Tycho has a large central peak, a strange artifact of large impacts, and my goal is to photograph it just as the sun is illuminating this peak, a bright spot in the darkness of the surrounding crater floor still in shadow. In the first image, the sun is only shining on the edge of the crater, but 30 hours later, it has advanced far enough that the peak is no longer throwing a shadow that I can discern with my longest lens.

Lunar days are 29.5 Earth days long, so sunrise takes a while but, obviously, the gap between my two photos was too much. Yesterday as I looked at the images I’d taken, I told myself I should go out a few hours later, not long before the moon set, and see what I captured then. Yet I ignored that voice, when it now seems likely that I could have captured just that image. One part of my brain is currently gloating “I told you so,” while the other part is muttering petty insults in return.

Anyway, there are still a few details that show nicely between the two.
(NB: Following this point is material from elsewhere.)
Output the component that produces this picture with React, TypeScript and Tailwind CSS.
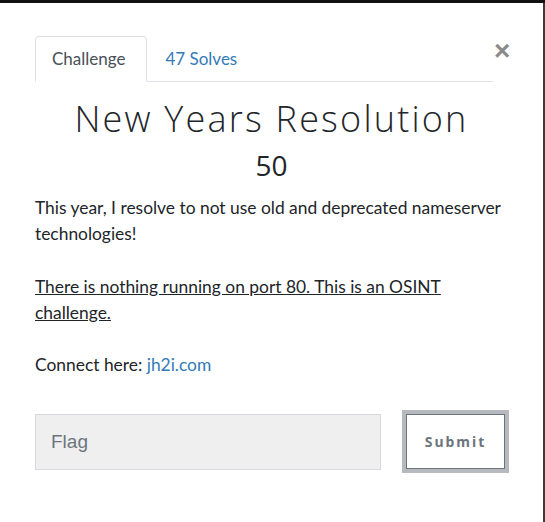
import React, { useState } from 'react';

// Modal de challenge façon CTFd

export default function App() {
  const [tab, setTab] = useState('challenge');
  const [flag, setFlag] = useState('');

  return (
    <div className="w-[545px] h-[522px] flex flex-col bg-[#1c1c1c] overflow-hidden">
      {/* bout de la navbar derrière */}
      <div className="h-[3px] shrink-0 bg-[#111]" />

      <div className="flex flex-1 min-h-0">
        <div className="flex-1 bg-white font-['Lato','Noto_Sans',sans-serif] text-[#212529]">
          {/* onglets */}
          <div className="flex items-start pt-[33px] pl-[35px]">
            <ul className="flex w-[458px] border-b border-[#dee2e6]">
              <li>
                <button
                  onClick={() => setTab('challenge')}
                  className={
                    tab === 'challenge'
                      ? 'block h-[46px] pl-[16px] pr-[21px] -mb-px border border-[#dee2e6] border-b-white rounded-t bg-white text-[17px] text-[#495057]'
                      : 'block h-[46px] pl-[16px] pr-[21px] -mb-px border border-transparent text-[17px] text-[#337ab7]'
                  }
                >
                  Challenge
                </button>
              </li>
              <li>
                <button
                  onClick={() => setTab('solves')}
                  className={
                    tab === 'solves'
                      ? 'block h-[46px] px-[17px] -mb-px border border-[#dee2e6] border-b-white rounded-t bg-white text-[17px] text-[#495057]'
                      : 'block h-[46px] px-[17px] -mb-px border border-transparent text-[17px] text-[#337ab7]'
                  }
                >
                  47 Solves
                </button>
              </li>
            </ul>
            <button className="ml-[1px] mt-[1px] w-[14px] text-[28px] leading-[28px] font-bold text-[#8a8a8a] font-['Liberation_Sans',sans-serif]">
              ×
            </button>
          </div>

          {/* titre + points */}
          <div className="text-center pt-[16px]">
            <h2 className="font-['Open_Sans',sans-serif] font-light text-[36px] leading-[42px] tracking-[2.2px] text-[#212529]">
              New Years Resolution
            </h2>
            <div className="mt-[8px] font-['Open_Sans',sans-serif] text-[28px] leading-[34px] text-[#212529]">
              50
            </div>
          </div>

          {/* description */}
          <div className="px-[35px] pt-[13px] text-[17.4px] leading-[26px]">
            <p className="mb-[27px]">
              This year, I resolve to not use old and deprecated nameserver technologies!
            </p>
            <p className="mb-[26px] pr-[40px]">
              <u>There is nothing running on port 80. This is an OSINT challenge.</u>
            </p>
            <p>
              Connect here: <a href="#" className="text-[#337ab7]">jh2i.com</a>
            </p>
          </div>

          {/* formulaire flag */}
          <div className="flex items-center pl-[35px] pt-[32px]">
            <input
              value={flag}
              onChange={e => setFlag(e.target.value)}
              placeholder="Flag"
              className="w-[346px] h-[56px] px-[15px] bg-[#efefef] border border-[#d5d9de] text-[19px] text-[#495057] placeholder:text-[#6c757d] font-['Liberation_Sans',sans-serif] outline-none"
            />
            <button className="ml-[21px] w-[107px] h-[63px] border-[4px] border-[#b6babf] bg-white">
              <span className="flex items-center justify-center w-full h-full border border-[#6c757d] text-[14px] font-bold tracking-[2px] text-[#6c757d] font-['Noto_Sans',sans-serif]">
                Submit
              </span>
            </button>
          </div>
        </div>
        <div className="w-[2px] shrink-0 bg-[#3a3a3a]" />
      </div>
    </div>
  );
}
The small but deep crater that appears on the terminator of the latter image is Copernicus, sitting near the end of the curved mountain range known as the Lunar Appenines, much better defined in the earlier image. Towards the top, visible in both, is the crater Plato.

The sharply defined dark region at upper center, the one bisected by a brighter line, is Mare Serenitatis, or the Sea of Serenity. The brighter line is a ray from the crater right at the lower edge of the Mare, Menelaus. While the ray appears to continue out of sight towards the top of the moon, it actually intersects a ray from Thale crater at the upper edge, which cannot quite be made out in these images – it is, however, responsible for that bright region at top.

A quick bit of trivia while I’m on the subject. There is an account from 1178 of five monks that observed a peculiar effect on the crescent moon, the tip splitting into two and giving off “sparks.” For a while, it was suspected that the monks had witnessed the creation of the Giordano Bruno crater (not visible from earth – it was found by orbiters.) But recently it was determined that this was very unlikely; not only is the crater much older than that, the effect would likely have looked entirely different from what they described, and it would have resulted in a week-long meteor shower on earth. Any of those craters showing rays would have produced enough ejecta to escape the moon’s gravity and be captured by our own. I would dearly love for this to happen sometime in my lifetime.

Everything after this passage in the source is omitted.